Adding Rounding Mode to Operations Opcodes in Gimple and RTL

Richard Biener richard.guenther@gmail.com
Tue Dec 18 15:50:00 GMT 2012


On Tue, Dec 18, 2012 at 4:34 PM, Richard Henderson <rth@redhat.com> wrote:
> On 12/14/2012 04:20 AM, Richard Biener wrote:
>> Exposing known rounding modes as new operation codes may sound like
>> a good idea (well, I went a similar way with trying to make operations with
>> undefined overflow explicit ... but the fallout was quite large even though
>> there is only one kind of undefined overflow and not many operation codes
>> that are affected ... so the work stalled - see no-undefined-overflow branch).
>> But don't under-estimate the fallout - both in wrong-code and
>> missed-optimizations.
>
> Yes, there will be problems adding new operation codes, but if you separate
> out the subcode somewhere, how can you be sure that the existing optimizations
> are looking at it and honoring it?  It seems to me that's just as much a source
> of wrong-code as new operation codes.

Indeed.  Which is why I settled with new operation codes for
no-undefined-overflow.

>> Not sure if we want to start allocating sub-spaces of codes to a group
>> to allow flag-like composition (say, PLUS_EXPR gets 0x10 and the lower
>> nibble specifies the rounding mode).  It looks more appealing for the
>> rounding mode case (more cases) than for the binary (un-)defined overflow case.
>
> The largest problem here is that we're constrained on space:
>
>   ENUM_BITFIELD(rtx_code) code: 16;
>
>   unsigned int subcode          : 16;
>
> we can't afford to allocate an entire nibble to rounding.
>
> We could allocate the codes in some sort of pattern that would make it
> easy to extract the rounding mode algorithmicly.  Something like
>
>   (code - BASE) % 5
>
> since there are 4 directed rounding modes plus "unknown" or "dynamic".
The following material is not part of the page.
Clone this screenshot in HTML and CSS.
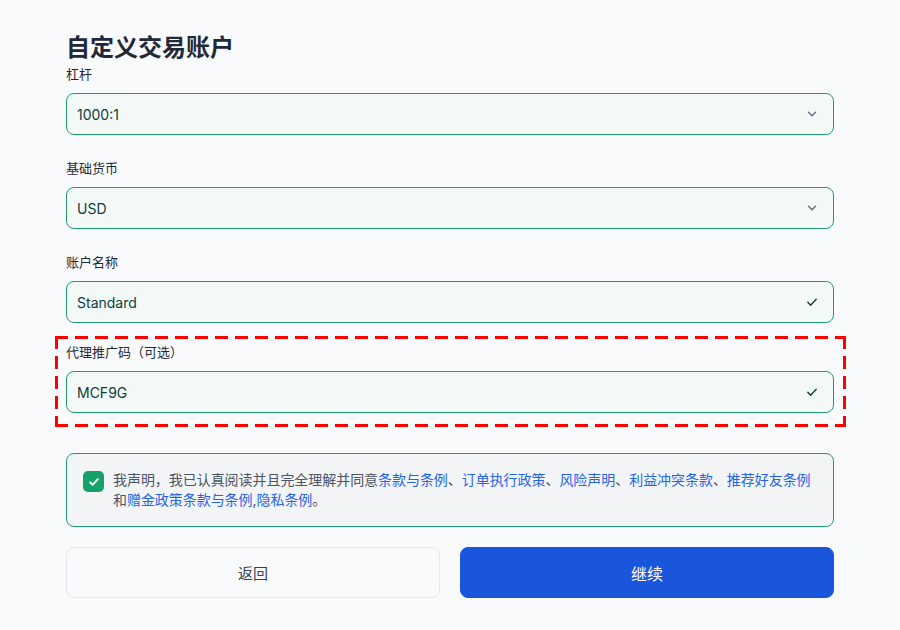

Or stick with what I've done on no-undefined-overflow:

#define PLUS_EXPR_P(code) (code == PLUS_EXPR || code == PLUS_NV_EXPR)
...

/* Returns an equivalent non-NV tree code for CODE.  */
static inline enum tree_code
strip_nv (enum tree_code code)
{
  switch (code)
    {
    case NEGATENV_EXPR:
      return NEGATE_EXPR;
...

for FP rounding you'd probably have similar stuff as we have for the
qualifiers and functions to attach/remove rounding modes from codes.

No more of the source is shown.